[Front-end source files]
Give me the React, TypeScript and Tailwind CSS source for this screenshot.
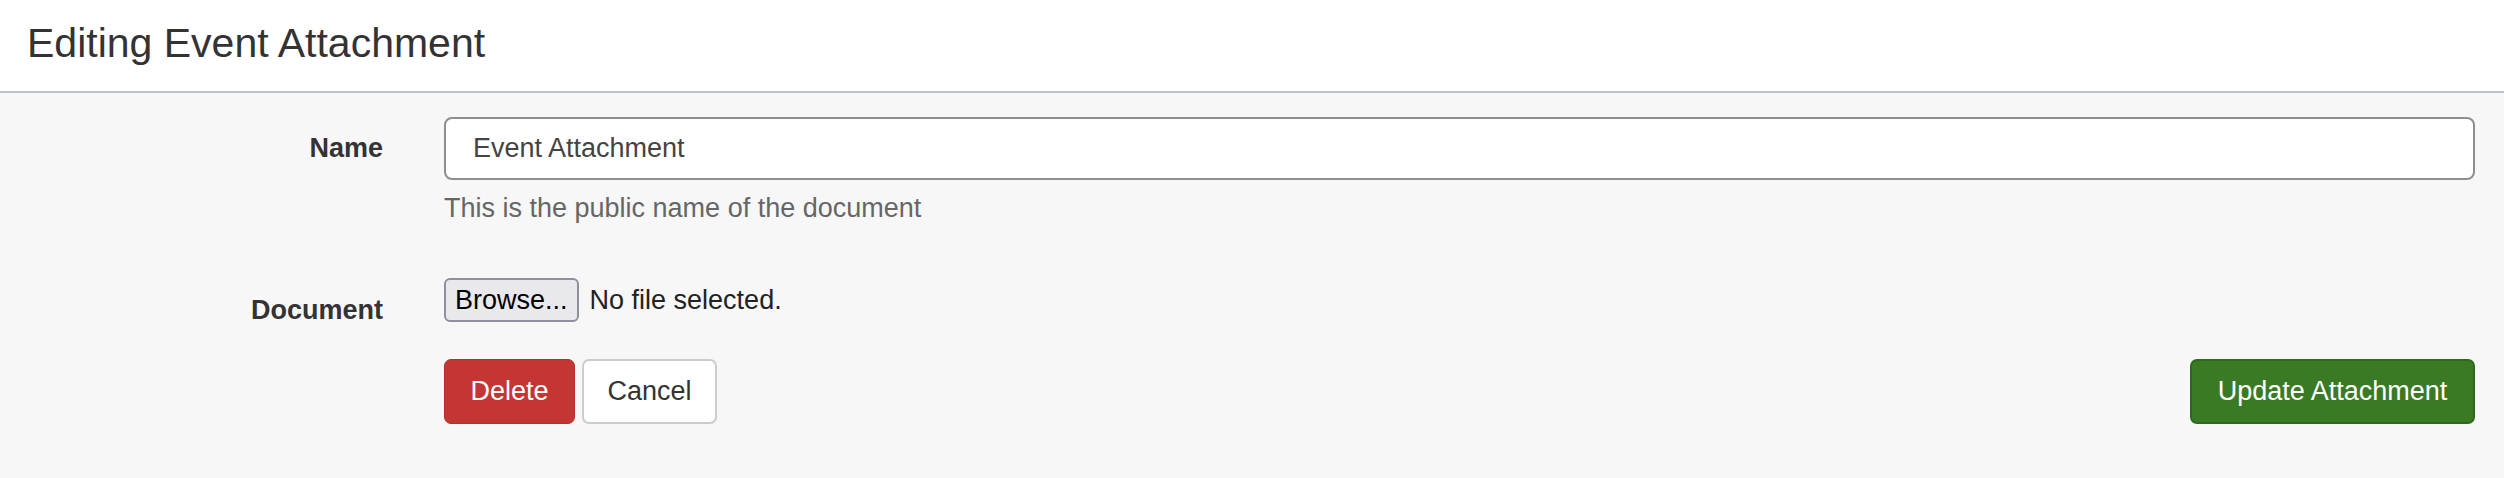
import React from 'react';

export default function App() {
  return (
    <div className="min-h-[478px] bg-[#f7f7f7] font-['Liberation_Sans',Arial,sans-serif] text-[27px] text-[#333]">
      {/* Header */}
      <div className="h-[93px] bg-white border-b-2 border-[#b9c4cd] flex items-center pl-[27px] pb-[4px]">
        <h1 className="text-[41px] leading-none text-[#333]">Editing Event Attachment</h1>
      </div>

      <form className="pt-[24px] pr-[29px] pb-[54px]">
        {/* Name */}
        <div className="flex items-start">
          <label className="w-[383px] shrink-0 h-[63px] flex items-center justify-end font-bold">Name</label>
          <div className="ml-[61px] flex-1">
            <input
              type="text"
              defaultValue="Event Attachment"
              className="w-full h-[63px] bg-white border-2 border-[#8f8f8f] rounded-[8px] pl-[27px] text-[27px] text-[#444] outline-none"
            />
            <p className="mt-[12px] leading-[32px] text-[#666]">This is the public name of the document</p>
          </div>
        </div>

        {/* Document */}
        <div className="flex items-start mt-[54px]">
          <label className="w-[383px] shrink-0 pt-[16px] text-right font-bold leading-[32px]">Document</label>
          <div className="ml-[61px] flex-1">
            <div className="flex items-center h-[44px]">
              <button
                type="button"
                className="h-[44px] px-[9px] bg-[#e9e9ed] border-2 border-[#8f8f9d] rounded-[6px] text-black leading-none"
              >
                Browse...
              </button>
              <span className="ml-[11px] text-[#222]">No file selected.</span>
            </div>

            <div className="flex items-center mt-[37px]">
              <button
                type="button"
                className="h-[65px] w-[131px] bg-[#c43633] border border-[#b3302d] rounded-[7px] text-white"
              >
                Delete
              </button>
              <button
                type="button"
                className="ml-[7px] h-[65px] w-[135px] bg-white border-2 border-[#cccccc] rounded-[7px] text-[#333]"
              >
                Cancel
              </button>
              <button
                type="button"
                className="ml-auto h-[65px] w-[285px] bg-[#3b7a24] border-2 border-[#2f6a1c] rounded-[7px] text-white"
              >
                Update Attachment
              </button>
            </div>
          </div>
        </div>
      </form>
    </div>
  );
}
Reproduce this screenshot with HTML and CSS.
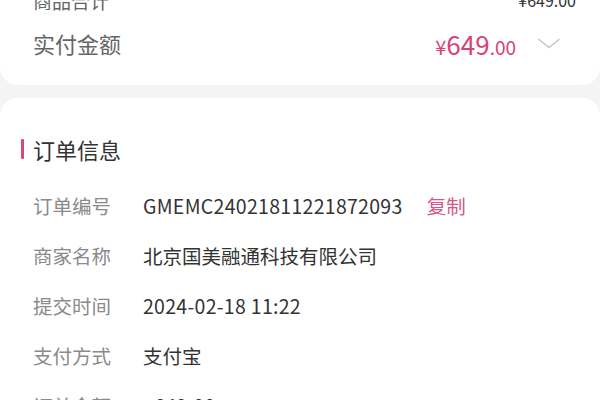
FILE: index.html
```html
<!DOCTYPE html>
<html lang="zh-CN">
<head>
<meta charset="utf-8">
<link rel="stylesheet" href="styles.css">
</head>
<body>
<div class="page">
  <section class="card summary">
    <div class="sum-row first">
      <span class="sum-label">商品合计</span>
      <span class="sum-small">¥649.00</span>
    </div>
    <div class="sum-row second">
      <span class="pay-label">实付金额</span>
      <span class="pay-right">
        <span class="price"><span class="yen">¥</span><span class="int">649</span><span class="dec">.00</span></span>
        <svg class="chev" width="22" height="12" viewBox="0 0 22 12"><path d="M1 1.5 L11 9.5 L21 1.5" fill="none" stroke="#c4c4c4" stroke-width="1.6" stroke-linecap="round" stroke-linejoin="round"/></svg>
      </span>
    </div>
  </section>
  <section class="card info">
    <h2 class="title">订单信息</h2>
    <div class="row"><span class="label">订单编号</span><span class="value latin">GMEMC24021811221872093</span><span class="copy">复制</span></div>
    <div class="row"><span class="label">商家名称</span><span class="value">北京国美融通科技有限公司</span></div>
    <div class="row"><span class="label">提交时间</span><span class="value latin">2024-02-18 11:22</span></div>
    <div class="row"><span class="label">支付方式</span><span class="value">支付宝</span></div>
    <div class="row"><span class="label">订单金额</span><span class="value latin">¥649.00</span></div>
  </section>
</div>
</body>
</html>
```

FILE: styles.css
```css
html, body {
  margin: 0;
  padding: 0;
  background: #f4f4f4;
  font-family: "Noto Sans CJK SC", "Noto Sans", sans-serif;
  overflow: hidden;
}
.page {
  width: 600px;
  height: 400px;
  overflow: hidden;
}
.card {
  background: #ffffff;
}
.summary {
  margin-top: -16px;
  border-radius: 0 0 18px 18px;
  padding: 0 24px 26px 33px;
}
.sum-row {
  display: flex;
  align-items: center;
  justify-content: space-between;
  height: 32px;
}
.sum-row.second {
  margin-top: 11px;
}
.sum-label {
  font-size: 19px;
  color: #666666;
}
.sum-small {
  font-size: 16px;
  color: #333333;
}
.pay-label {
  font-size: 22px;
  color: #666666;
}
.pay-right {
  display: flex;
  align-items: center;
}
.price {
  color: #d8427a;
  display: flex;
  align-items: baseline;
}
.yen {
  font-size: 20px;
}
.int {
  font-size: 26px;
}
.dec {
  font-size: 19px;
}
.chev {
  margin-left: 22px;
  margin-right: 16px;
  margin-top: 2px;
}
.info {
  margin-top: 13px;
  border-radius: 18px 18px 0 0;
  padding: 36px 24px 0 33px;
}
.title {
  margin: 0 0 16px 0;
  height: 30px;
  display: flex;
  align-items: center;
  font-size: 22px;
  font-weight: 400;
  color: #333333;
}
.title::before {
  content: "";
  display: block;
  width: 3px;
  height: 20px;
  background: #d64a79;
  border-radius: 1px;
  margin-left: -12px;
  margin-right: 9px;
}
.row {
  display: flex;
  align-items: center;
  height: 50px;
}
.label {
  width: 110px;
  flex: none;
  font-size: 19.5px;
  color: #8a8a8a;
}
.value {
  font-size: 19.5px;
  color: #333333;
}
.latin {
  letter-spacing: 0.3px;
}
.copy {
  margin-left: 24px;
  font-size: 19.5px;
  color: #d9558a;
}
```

Task to carry out:
Repeat only the lines between the top of the entries above and the line containing "import React from 'react';", both ends included, without the pictures.

Output of the exercise:
Give me the React, TypeScript and Tailwind CSS source for this screenshot.
import React from 'react';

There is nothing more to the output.